Prescription drugs account for 10 percent of the $3.2 trillion in overall health care spending, outpacing all other health care services, according to government statistics. Consumers with diabetes, cancer and leukemia are some of the most likely to feel pain at the pharmacy due to recent drug price hikes. The cost of two common types of insulin, for instance, increased 300 percent in the past decade.

On the face of it, pharmaceutical companies take most of the blame. Headline-making price jumps for drugs such as Mylan’s EpiPen and the recent announcements on insulin price increases, have shed new light on drug manufacturers’ addiction to higher prices. But pharmacy benefit managers (PBMs), the firms that manage prescription services for insurers, are also culprits, according to health care advocates and recent research published in JAMA Internal Medicine.

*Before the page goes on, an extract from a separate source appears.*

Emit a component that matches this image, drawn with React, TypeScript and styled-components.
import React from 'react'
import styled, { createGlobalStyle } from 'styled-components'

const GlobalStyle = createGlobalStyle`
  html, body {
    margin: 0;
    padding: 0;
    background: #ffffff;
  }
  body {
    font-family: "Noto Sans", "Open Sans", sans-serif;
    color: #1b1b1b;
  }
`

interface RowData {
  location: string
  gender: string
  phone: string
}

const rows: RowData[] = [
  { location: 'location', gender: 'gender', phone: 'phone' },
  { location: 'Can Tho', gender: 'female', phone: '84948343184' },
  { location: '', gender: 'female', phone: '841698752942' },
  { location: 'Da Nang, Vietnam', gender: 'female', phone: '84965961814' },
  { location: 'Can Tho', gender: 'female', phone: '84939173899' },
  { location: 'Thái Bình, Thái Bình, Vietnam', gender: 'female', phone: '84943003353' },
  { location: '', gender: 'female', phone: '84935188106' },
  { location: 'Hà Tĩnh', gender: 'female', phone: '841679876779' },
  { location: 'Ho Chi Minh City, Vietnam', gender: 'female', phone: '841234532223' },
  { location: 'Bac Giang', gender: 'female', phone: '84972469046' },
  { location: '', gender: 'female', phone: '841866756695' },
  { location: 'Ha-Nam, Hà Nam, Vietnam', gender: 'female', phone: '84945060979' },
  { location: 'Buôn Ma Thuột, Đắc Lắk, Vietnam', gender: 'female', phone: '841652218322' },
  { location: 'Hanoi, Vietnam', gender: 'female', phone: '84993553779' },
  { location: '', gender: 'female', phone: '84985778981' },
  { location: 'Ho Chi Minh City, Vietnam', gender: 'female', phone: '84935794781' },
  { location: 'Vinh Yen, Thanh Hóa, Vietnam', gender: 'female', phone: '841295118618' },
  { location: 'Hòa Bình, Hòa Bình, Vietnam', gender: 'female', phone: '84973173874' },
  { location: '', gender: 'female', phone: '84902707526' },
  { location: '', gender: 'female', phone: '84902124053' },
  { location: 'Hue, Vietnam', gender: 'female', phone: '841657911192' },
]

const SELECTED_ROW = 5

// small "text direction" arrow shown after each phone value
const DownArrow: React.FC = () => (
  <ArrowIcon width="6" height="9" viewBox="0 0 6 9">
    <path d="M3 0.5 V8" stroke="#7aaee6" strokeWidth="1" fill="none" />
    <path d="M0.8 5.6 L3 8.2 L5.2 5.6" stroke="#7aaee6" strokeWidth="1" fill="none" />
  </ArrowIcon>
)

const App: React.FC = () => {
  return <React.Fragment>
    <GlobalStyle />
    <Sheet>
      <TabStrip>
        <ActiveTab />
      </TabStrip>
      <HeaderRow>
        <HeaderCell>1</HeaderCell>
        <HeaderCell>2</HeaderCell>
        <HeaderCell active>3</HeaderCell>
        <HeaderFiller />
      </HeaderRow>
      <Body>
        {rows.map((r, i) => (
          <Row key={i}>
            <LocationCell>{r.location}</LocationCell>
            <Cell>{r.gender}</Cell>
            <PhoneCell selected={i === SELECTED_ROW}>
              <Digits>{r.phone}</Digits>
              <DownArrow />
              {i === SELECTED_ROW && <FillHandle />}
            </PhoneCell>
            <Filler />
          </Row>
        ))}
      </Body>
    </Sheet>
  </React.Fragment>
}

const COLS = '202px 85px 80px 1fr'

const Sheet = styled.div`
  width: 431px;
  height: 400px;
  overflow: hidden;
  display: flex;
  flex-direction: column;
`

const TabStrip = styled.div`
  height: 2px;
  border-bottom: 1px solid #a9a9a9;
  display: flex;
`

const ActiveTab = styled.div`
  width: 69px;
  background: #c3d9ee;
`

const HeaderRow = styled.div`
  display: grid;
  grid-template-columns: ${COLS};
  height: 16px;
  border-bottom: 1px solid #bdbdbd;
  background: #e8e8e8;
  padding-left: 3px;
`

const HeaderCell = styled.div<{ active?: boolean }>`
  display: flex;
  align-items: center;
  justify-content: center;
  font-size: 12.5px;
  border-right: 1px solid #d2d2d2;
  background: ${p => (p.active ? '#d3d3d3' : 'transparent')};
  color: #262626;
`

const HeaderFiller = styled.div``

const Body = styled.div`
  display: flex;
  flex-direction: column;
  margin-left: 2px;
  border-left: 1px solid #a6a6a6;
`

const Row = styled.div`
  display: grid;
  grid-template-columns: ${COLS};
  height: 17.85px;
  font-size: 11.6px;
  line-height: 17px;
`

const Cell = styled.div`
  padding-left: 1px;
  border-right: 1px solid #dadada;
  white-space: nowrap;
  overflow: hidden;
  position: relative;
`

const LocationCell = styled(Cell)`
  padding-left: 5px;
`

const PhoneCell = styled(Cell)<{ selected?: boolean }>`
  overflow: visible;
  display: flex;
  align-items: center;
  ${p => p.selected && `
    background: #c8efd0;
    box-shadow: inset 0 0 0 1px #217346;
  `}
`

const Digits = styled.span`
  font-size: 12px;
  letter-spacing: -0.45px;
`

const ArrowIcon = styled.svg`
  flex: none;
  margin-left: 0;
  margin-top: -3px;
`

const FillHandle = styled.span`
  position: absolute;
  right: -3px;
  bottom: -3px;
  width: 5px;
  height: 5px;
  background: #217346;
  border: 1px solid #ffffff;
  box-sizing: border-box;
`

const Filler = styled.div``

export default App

Here’s how it works: Large PBMs such as Express Scripts, CVS Caremark and OptumRx, negotiate with pharma companies for lower prices, discounts and rebates on each prescription filled. In return, the drug companies are included on the PBMs’ formularies, the list of drugs insurance will cover. PBMs claim they pass these savings onto the health plans they work for, which in turn lowers prices for consumers.